Your instructions: Give back, word for word, only the lines from the opening of the records through the one with "border-t-white border-l-white border-r-[#696969]". Pictures stay out.

________________________________________

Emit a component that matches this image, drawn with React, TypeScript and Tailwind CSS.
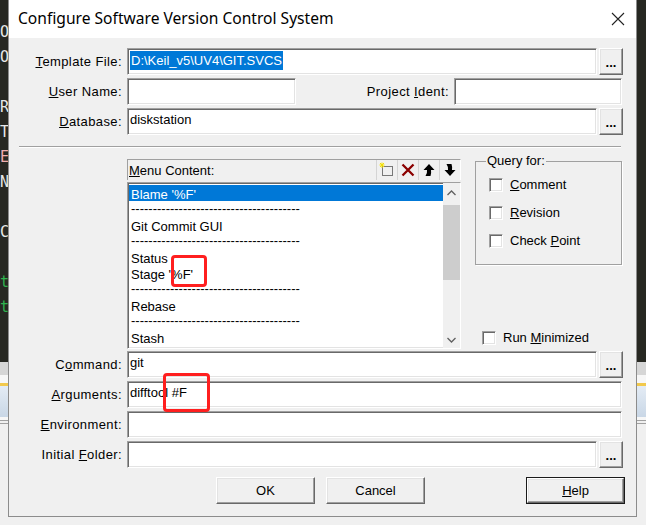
import type { ReactNode } from 'react'

const sunken =
  'border border-t-[#a0a0a0] border-l-[#a0a0a0] border-r-white border-b-white shadow-[inset_1px_1px_0_#696969,inset_-1px_-1px_0_#e3e3e3]'
const raised =
  'border border-t-white border-l-white border-r-[#696969] border-b-[#696969] shadow-[inset_-1px_-1px_0_#a0a0a0,inset_1px_1px_0_#e3e3e3] bg-[#f0f0f0]'

const bgLines: { ch: string; color: string }[] = [
  { ch: 'O', color: 'text-[#e8e8e8]' },
  { ch: 'O', color: 'text-[#e8e8e8]' },
  { ch: '', color: '' },
  { ch: 'R', color: 'text-[#e8e8e8]' },
  { ch: 'T', color: 'text-[#e8e8e8]' },
  { ch: 'E', color: 'text-[#f0b0b0]' },
  { ch: 'N', color: 'text-[#e8e8e8]' },
  { ch: '', color: '' },
  { ch: 'C', color: 'text-[#e8e8e8]' },
  { ch: '', color: '' },
  { ch: 't', color: 'text-[#2fb34f]' },
  { ch: 't', color: 'text-[#2fb34f]' },
]

function BgStrip({ letters }: { letters?: boolean }) {
  return (
    <div className="flex flex-col h-full">
      <div className="h-[362px] bg-[#272822] overflow-hidden pt-[20px] font-['DejaVu_Sans_Mono',monospace] text-[15px] leading-[25px]">
        {letters &&
          bgLines.map((l, i) => (
            <div key={i} className={`h-[25px] ${l.color}`}>
              {l.ch}
            </div>
          ))}
      </div>
      <div className="h-[13px] bg-[#d6d6d6]" />
      <div className="h-[8px] bg-[#f7f7f7]" />
      <div className="h-[3px] bg-[#f2c94c]" />
      <div className="h-[31px] bg-gradient-to-b from-[#e4ecf5] to-[#c9d7e6]" />
      <div className="h-[3px] bg-[#f7f7f7]" />
      <div className="h-[1px] bg-[#a0a0a0]" />
      <div className="h-[2px] bg-[#f0f0f0]" />
      <div className="h-[1px] bg-[#a0a0a0]" />
      <div className="flex-1 bg-[#f0f0f0]" />
    </div>
  )
}

function Row({ label, children }: { label: ReactNode; children: ReactNode }) {
  return (
    <div className="flex h-[27px]">
      <div className="w-[113px] flex items-center justify-end pt-[1px] whitespace-nowrap tracking-[0.4px]">{label}</div>
      <div className="ml-[5px] flex">{children}</div>
    </div>
  )
}

function Input({ w, children }: { w: string; children?: ReactNode }) {
  return (
    <div className={`${sunken} bg-white h-full ${w} flex items-center pl-[2px] pb-[3px] whitespace-nowrap`}>
      {children}
    </div>
  )
}

function Dots() {
  return (
    <div className={`${raised} ml-[2px] w-[24px] h-full flex items-center justify-center pt-[2px] font-bold text-[13px] leading-[13px]`}>
      ...
    </div>
  )
}

function Check({ label }: { label: ReactNode }) {
  return (
    <div className="flex items-center h-[14px]">
      <span className={`${sunken} bg-white w-[14px] h-[14px]`} />
      <span className="ml-[7px]">{label}</span>
    </div>
  )
}

function Btn({ children, def }: { children: ReactNode; def?: boolean }) {
  return (
    <div className={`w-[99px] h-[27px] ${def ? 'border border-[#1a1a1a]' : ''}`}>
      <div className={`${raised} w-full h-full flex items-center justify-center`}>{children}</div>
    </div>
  )
}

function Dash() {
  return (
    <div className="h-[16px] leading-[16px] pl-[2px] overflow-hidden whitespace-nowrap w-[172px]">
      {'-'.repeat(39)}
    </div>
  )
}

function Item({ children, sel }: { children: ReactNode; sel?: boolean }) {
  return (
    <div className={`h-[16px] leading-[16px] pl-[2px] pt-[2px] ${sel ? 'bg-[#0078d7] text-white' : ''}`}>
      {children}
    </div>
  )
}

function ToolBtn({ children }: { children: ReactNode }) {
  return (
    <div className="w-[21px] h-[20px] border-l border-[#d4d4d4] flex items-center justify-center">{children}</div>
  )
}

export default function App() {
  return (
    <div className="relative w-[646px] h-[525px] flex overflow-hidden bg-[#f0f0f0] text-[13px] text-black font-['Liberation_Sans',Arial,sans-serif]">
      <div className="w-[8px] overflow-hidden">
        <BgStrip letters />
      </div>

      <div className="w-[629px] flex flex-col bg-[#f0f0f0]">
        <div className="h-[517px] flex flex-col border-x border-b border-[#8c8c8c]">
          {/* title bar */}
          <div className="h-[38px] bg-white flex items-center pl-[9px] pr-[9px]">
            <span className="font-['Noto_Sans',sans-serif] text-[15.6px] flex-1">
              Configure Software Version Control System
            </span>
            <svg width="14" height="14" viewBox="0 0 14 14" className="mr-[2px]">
              <path d="M1 1 L13 13 M13 1 L1 13" stroke="#222" strokeWidth="1.1" />
            </svg>
          </div>

          {/* body */}
          <div className="flex-1 flex flex-col pt-[10px]">
            <div className="flex flex-col gap-[3px]">
              <Row
                label={
                  <span>
                    <u>T</u>emplate File:
                  </span>
                }
              >
                <Input w="w-[470px]">
                  <span className="bg-[#0078d7] text-white leading-[19px] pl-[1px] pr-[1px]">
                    D:\Keil_v5\UV4\GIT.SVCS
                  </span>
                </Input>
                <Dots />
              </Row>
              <Row
                label={
                  <span>
                    <u>U</u>ser Name:
                  </span>
                }
              >
                <Input w="w-[169px]" />
                <div className="w-[153px] flex items-center justify-end pt-[1px] whitespace-nowrap tracking-[0.4px]">
                  <span>
                    Project <u>I</u>dent:
                  </span>
                </div>
                <div className="ml-[5px] flex">
                  <Input w="w-[168px]" />
                </div>
              </Row>
              <Row
                label={
                  <span>
                    <u>D</u>atabase:
                  </span>
                }
              >
                <Input w="w-[470px]">diskstation</Input>
                <Dots />
              </Row>
            </div>

            <div className="mt-[11px] ml-[10px] w-[602px] h-[2px] border-t border-[#a0a0a0] border-b border-b-white" />

            {/* middle */}
            <div className="mt-[11px] h-[190px] flex">
              <div className="ml-[118px] w-[334px] flex flex-col">
                <div className="h-[21px] flex items-center pt-[2px] border-t border-l border-[#a0a0a0] border-r border-r-white">
                  <span className="pl-[1px] flex-1">
                    <u>M</u>enu Content:
                  </span>
                  <div className="flex h-[20px] -mt-[2px]">
                    <ToolBtn>
                      <svg width="16" height="16" viewBox="0 0 16 16">
                        <rect x="3.5" y="4.5" width="10" height="9" fill="none" stroke="#000" strokeDasharray="1 1" />
                        <path d="M3 0.5 V6 M0.5 3 H5.5 M1 1 L5 5 M5 1 L1 5" stroke="#f5e000" strokeWidth="1" />
                      </svg>
                    </ToolBtn>
                    <ToolBtn>
                      <svg width="16" height="16" viewBox="0 0 16 16">
                        <path d="M2.5 2.5 L13.5 13.5 M13.5 2.5 L2.5 13.5" stroke="#8b0000" strokeWidth="2.3" />
                      </svg>
                    </ToolBtn>
                    <ToolBtn>
                      <svg width="16" height="16" viewBox="0 0 16 16">
                        <path d="M8 2 L2.5 8 H6 Q6.5 11 4.5 14 H9.5 Q10.5 11 10 8 H13.5 Z" fill="#000" />
                      </svg>
                    </ToolBtn>
                    <ToolBtn>
                      <svg width="16" height="16" viewBox="0 0 16 16">
                        <path d="M8 14 L2.5 8 H6 Q6.5 5 4.5 2 H9.5 Q10.5 5 10 8 H13.5 Z" fill="#000" />
                      </svg>
                    </ToolBtn>
                  </div>
                </div>
                <div className={`${sunken} mt-[2px] flex-1 bg-white flex p-[1px]`}>
                  <div className="flex-1 flex flex-col pt-[1px]">
                    <Item sel>Blame '%F'</Item>
                    <Dash />
                    <Item>Git Commit GUI</Item>
                    <Dash />
                    <Item>Status</Item>
                    <Item>Stage '%F'</Item>
                    <Dash />
                    <Item>Rebase</Item>
                    <Dash />
                    <Item>Stash</Item>
                  </div>
                  <div className="w-[17px] bg-[#f0f0f0] flex flex-col -my-[1px] -mr-[1px]">
                    <div className="h-[20px] flex items-center justify-center">
                      <svg width="9" height="6" viewBox="0 0 9 6">
                        <path d="M0.5 5 L4.5 1 L8.5 5" fill="none" stroke="#606060" strokeWidth="1.3" />
                      </svg>
                    </div>
                    <div className="mt-[2px] h-[75px] bg-[#cdcdcd]" />
                    <div className="flex-1" />
                    <div className="h-[17px] flex items-center justify-center">
                      <svg width="9" height="6" viewBox="0 0 9 6">
                        <path d="M0.5 1 L4.5 5 L8.5 1" fill="none" stroke="#606060" strokeWidth="1.3" />
                      </svg>
                    </div>
                  </div>
                </div>
              </div>

              <div className="ml-[14px] w-[147px] flex flex-col">
                <fieldset className="-mt-[5px] h-[111px] border border-[#a0a0a0] shadow-[1px_1px_0_#fff] pl-[13px]">
                  <legend className="-ml-[3px] px-[1px] leading-[14px]">Query for:</legend>
                  <div className="pt-[10px] flex flex-col gap-[14px]">
                    <Check
                      label={
                        <span>
                          <u>C</u>omment
                        </span>
                      }
                    />
                    <Check
                      label={
                        <span>
                          <u>R</u>evision
                        </span>
                      }
                    />
                    <Check
                      label={
                        <span>
                          Check <u>P</u>oint
                        </span>
                      }
                    />
                  </div>
                </fieldset>
                <div className="mt-auto mb-[4px] pl-[7px]">
                  <Check
                    label={
                      <span>
                        Run <u>M</u>inimized
                      </span>
                    }
                  />
                </div>
              </div>
            </div>

            <div className="mt-[2px] flex flex-col gap-[3px]">
              <Row
                label={
                  <span>
                    C<u>o</u>mmand:
                  </span>
                }
              >
                <Input w="w-[470px]">git</Input>
                <Dots />
              </Row>
              <Row
                label={
                  <span>
                    <u>A</u>rguments:
                  </span>
                }
              >
                <Input w="w-[495px]">difftool #F</Input>
              </Row>
              <Row
                label={
                  <span>
                    <u>E</u>nvironment:
                  </span>
                }
              >
                <Input w="w-[495px]" />
              </Row>
              <Row
                label={
                  <span>
                    Initial <u>F</u>older:
                  </span>
                }
              >
                <Input w="w-[470px]" />
                <Dots />
              </Row>
            </div>

            <div className="mt-[9px] flex">
              <div className="ml-[207px]">
                <Btn>OK</Btn>
              </div>
              <div className="ml-[11px]">
                <Btn>Cancel</Btn>
              </div>
              <div className="ml-[101px]">
                <Btn def>
                  <span>
                    <u>H</u>elp
                  </span>
                </Btn>
              </div>
            </div>
          </div>
        </div>
      </div>

      <div className="flex-1 overflow-hidden">
        <BgStrip />
      </div>

      {/* annotation boxes */}
      <div className="absolute left-[171px] top-[255px] w-[36px] h-[32px] border-[3px] border-[#ff1f1f] rounded-[4px]" />
      <div className="absolute left-[163px] top-[373px] w-[47px] h-[39px] border-[3px] border-[#ff1f1f] rounded-[4px]" />
    </div>
  )
}
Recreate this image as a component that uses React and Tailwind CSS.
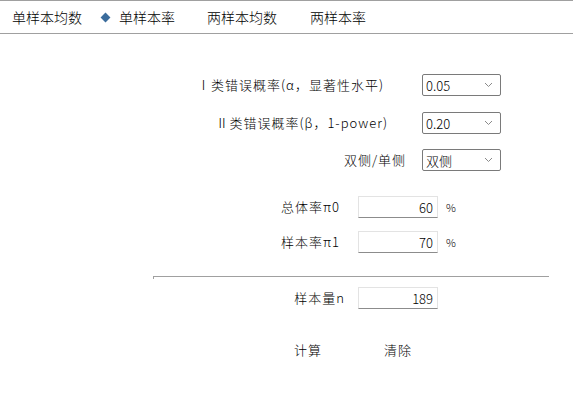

________________________________________

Task solution:
Emit a component that matches this image, drawn with React, TypeScript and Tailwind CSS.
import type { ReactNode } from 'react'

const sunken =
  'border border-t-[#a0a0a0] border-l-[#a0a0a0] border-r-white border-b-white shadow-[inset_1px_1px_0_#696969,inset_-1px_-1px_0_#e3e3e3]'
const raised =
  'border border-t-white border-l-white border-r-[#696969] border-b-[#696969] shadow-[inset_-1px_-1px_0_#a0a0a0,inset_1px_1px_0_#e3e3e3] bg-[#f0f0f0]'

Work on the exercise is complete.